Piłkarska reprezentacja Polski utknęła na lotnisku w Bydgoszczy, czekając ponad 6 godzin na samolot linii Ryanair. Spóźniła się tym samym na trening przed ważnym meczem. Chodzi o kadrę kobiet, piłkarki trenowały na obiektach Zawiszy przed spotkaniem ze Szkocją.
Spóźniły się na trening
Piłkarki reprezentacji Polski spóźniły się na trening przed meczem ze Szkocją. Kadra wybrała połączenie liniami Ryanair, najszybsze i najwygodniejsze, a właściwie jedyne, jeśli brać pod uwagę połączenia rejsowe. Choć “najszybsze” to może w tym wypadku niezbyt trafione określenie. Opóźnienie samolotu z Bydgoszczy do Glasgow pokrzyżowało plany naszym reprezentantkom. Mogły wykonać jedynie trening następnego dnia. Sytuację relacjonowali dziennikarze bydgoskich i sportowych mediów.
Ostatecznie piłkarki przegrały ze Szkocją 0:3 w eliminacjach Mistrzostw Świata. Na PZPN posypały się gromy za wybór linii lotniczych. Prezes Zbigniew Boniek wspomniał, że piłkarki leciały w zeszłym roku czarterem na mecz do Albanii, a lot Ryanairem do Glasgow był tym razem najlepszą opcją. Czy piłkarki są traktowane po macoszemu? Boniek się z tym nie zgadza.
Zamykając temat Reprezentacji Kobiet;
1.Warunki mają idealne do gry i treningu.
2.Walczą wspaniale,ale na sukcesy jeszcze za wcześnie,na razie trzeba się rozwijać.
3.Gdyby nie było opóźnienia,to nie byłoby sprawy.
4.telefon do @pawel_kapusta wykonany,kryzys zażegnany.

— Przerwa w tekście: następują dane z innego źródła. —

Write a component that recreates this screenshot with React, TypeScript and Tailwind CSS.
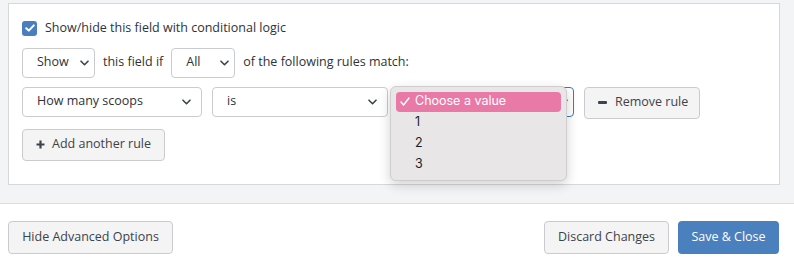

5.??⚽️— Zbigniew Boniek (@BoniekZibi) April 11, 2018
W przypadku męskiej reprezentacji do takiej sytuacji oczywiście by nie doszło: możemy być spokojni, że na wszystkie najbliższe mecze i treningi biało-czerwoni dotrą specjalnymi samolotami (Paweł Kapusta z Wirtualnej Polski przypominał nawet, że piłkarze polecieli ostatnio samolotem nawet na tak krótkim odcinku jak z Wrocławia do Katowic).